Granted, she was talking about dolls not some sort of
revisionist take on Mary Shelly’s "Frankenstein." But be that as
it may, this is one girl who’s going to find a friend no matter
how much blood is spilled.
And that is
precisely what is going to happen in writer/director Lucky
McKee’s film May. A story of a disturbed and mentally
unbalanced girl looking only for love and acceptance, this is a
horror film that would make Argento (Suspiria), Stuart
Gordon (Re-Animator), Lucio Fulci (The Beyond), a
pre-Spider-Man Sam Raimi (The Evil Dead trilogy)
and a pre-LOTR Peter Jackson (Dead Alive) proud.
And why not? It’s completely rooted in themes and ideas sprung
directly out of their works. In other words: May is
graphic horror exploitation with a capitol “E,” and if it sounds
like I think that’s a bad thing than guess again. This movie got
under my skin.
A great deal of
the credit for that goes Bettis’ lead performance. At first, her
May is a ball of fidgets and harsh movements. She’s so childlike
and demure that you’d swear the animal nurse was autistic. But
why shouldn’t she be? All her life she’s been treated as
something of an outcast, too different that even the slightly
weird don’t fully accept her. But Bettis goes beyond the usual
stutters and tics, slowly evolving into something far more
genuinely creepy. This is a woman who’s been shut out of life,
kept away from making friends other than the ones she has made
for herself. Yet, it isn’t until May starts becoming Dr.
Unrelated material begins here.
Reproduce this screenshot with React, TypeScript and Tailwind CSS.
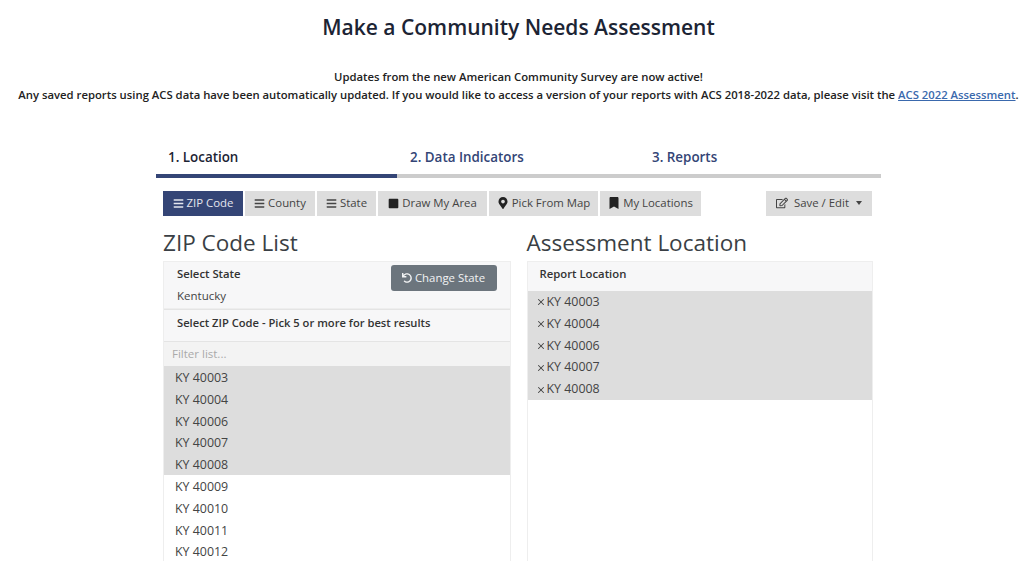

Frankenstein that she gains real self assurance and suddenly
Bettis’ timorous mannerisms morph into a malevolent cockiness
that’s at once empowering and scary-as-hell all at the same
time. The mouse is now the lion and the actress’ transformation
from one to the other is startling.
Still, nothing
in May should really come as a shock to the casual
graphic horror aficionado. McKee paints her picture in very
Burton-esque hues, the film moving as if it is a giant gothic
tome poem in the same fairy tale colors as Edward
Scissorhands or Sleepy Hollow. Even the doll given to
May by her mother seems to be an exact replica of Sally from
The Nightmare Before Christmas, and I couldn’t help but
think ol’Jack Skellington was soon going to be making an
appearance at any given moment. It also doesn’t help that both
Adam and Polly are stock horror movie idiots, only seeking their
own supercilious fulfillment over the needs of even those
closest to them. Faced with such self-possessed imbecilic
“friends,” it’s a wonder May doesn’t become scalpel-crazy
sooner.
But what
McKee does get right is the surreal luminescent macabre that can
be found so devilishly decadent in Argento’s best work. May
is clearly a film inspired by the great Italian horror director,
traces of Suspiria and Tenebre readily apparent,
and the director gets dead on the sort of uncontrollable
paralyzing dread that permeates his best work. From Jaye Barnes-Luckett’s
kinetically pulsating score and song arrangements to Steve
Yedlin’s exquisitely rancorous cinematography, McKee deftly
handles the mechanics of setting a truly ominous stage on which
to set her tale. Even if I’d felt like I’d seen it all before,
May is a film I just couldn’t tear my eyes away from.